Software was never the end-goal. Developers convinced themselves that it is, but it never was. The end goal was to build a product and sell it. Make money. Spin the capitalistic wheel. Or simply build a good product and stop participating in capitalistic society all-together.

Most people are not built for entrepreneurship. They simply are not ready to give up their weekends for a prospect of 5% chance of reaching a sustainable profit from their SaaS. The math is right here, and nobody argues with it: it is better to a get a cushy 9-to-5 in tech with pension and benefits, than to pursue solopreneurship / building a SaaS, while making pennies. Even if you land in the 5%, you will be making sustainable profit, with the keyword being sustainable. Exceptions exist of course, but I doubt that if you have a hard time swallowing 5%, you’d be happy to devour sub 1% chance for being exceptional.

And I don’t blame them. I don’t think they are worse people, or that we don’t need them. On the contrary. It’s unsustainable if everyone is an entrepreneur.

There is an epidemic of “lack of doing”. People don’t want “doing”, they want “learning”. They are afraid to act.

We all know that in order to have a healthy life, we need at least two and a half hours of physical activity per week. And yet, most people spend more time finding the best workout routine. People get obsessed with productivity, spending countless hours optimizing their Notion templates, for the sake of completing a task 1 minute earlier than their peers, once every 3 months. And they do the same with entrepreneurship. Instead of going and building, they keep researching or coming up with excuses like “it is no longer viable to build a SaaS”. Where is all the “10x productivity” that we keep hearing about? Where are all the Jira replacements? I will tell you where.

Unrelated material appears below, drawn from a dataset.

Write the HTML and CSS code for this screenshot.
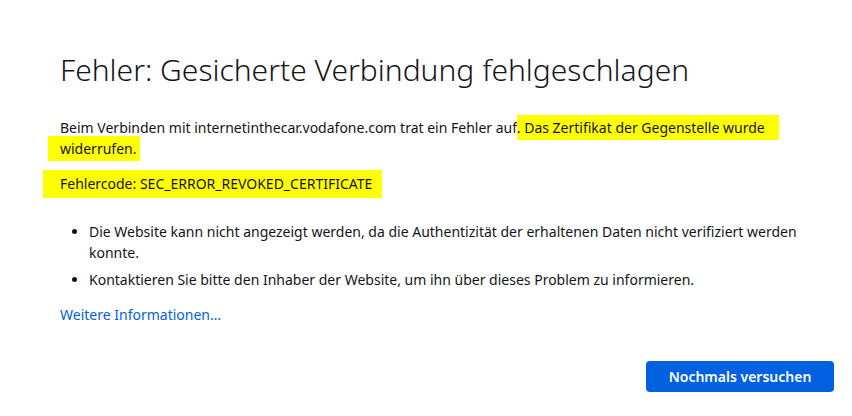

It’s all there, buried in GitHub repos that people quickly created with the help of AI, but when they realized that this was the easy part, and now their sprint has turned into a life-long marathon, now, now they quit — leaving behind a graveyard of slopware. Because they never had it. They never had a reason to pursue entrepreneurship. They were always comfortable with what they had, instead trying to fill the void with each and every new toy our capitalistic society has produced. Everything else is too hard. There is no manual for it. It comes with a shitload of boring work, that people either grind through or contract, for money, to someone else. You need a strong why if you want to pursue entrepreneurship, and no, money is not a good why. And most people simply don’t have it. And it’s fine.

So no, SaaS is not dead. Your uncle, unless he has an unexplainable desire for entrepreneurship, will probably never ship anything. He might create something, brag about it during your extended family gathering, while everyone else will be in awe. But in one year, when you ask him “Hey Uncle, what’s going on with that business idea you had a year ago?”, he will shrug, look you in the eyes, and say… “What business idea?”.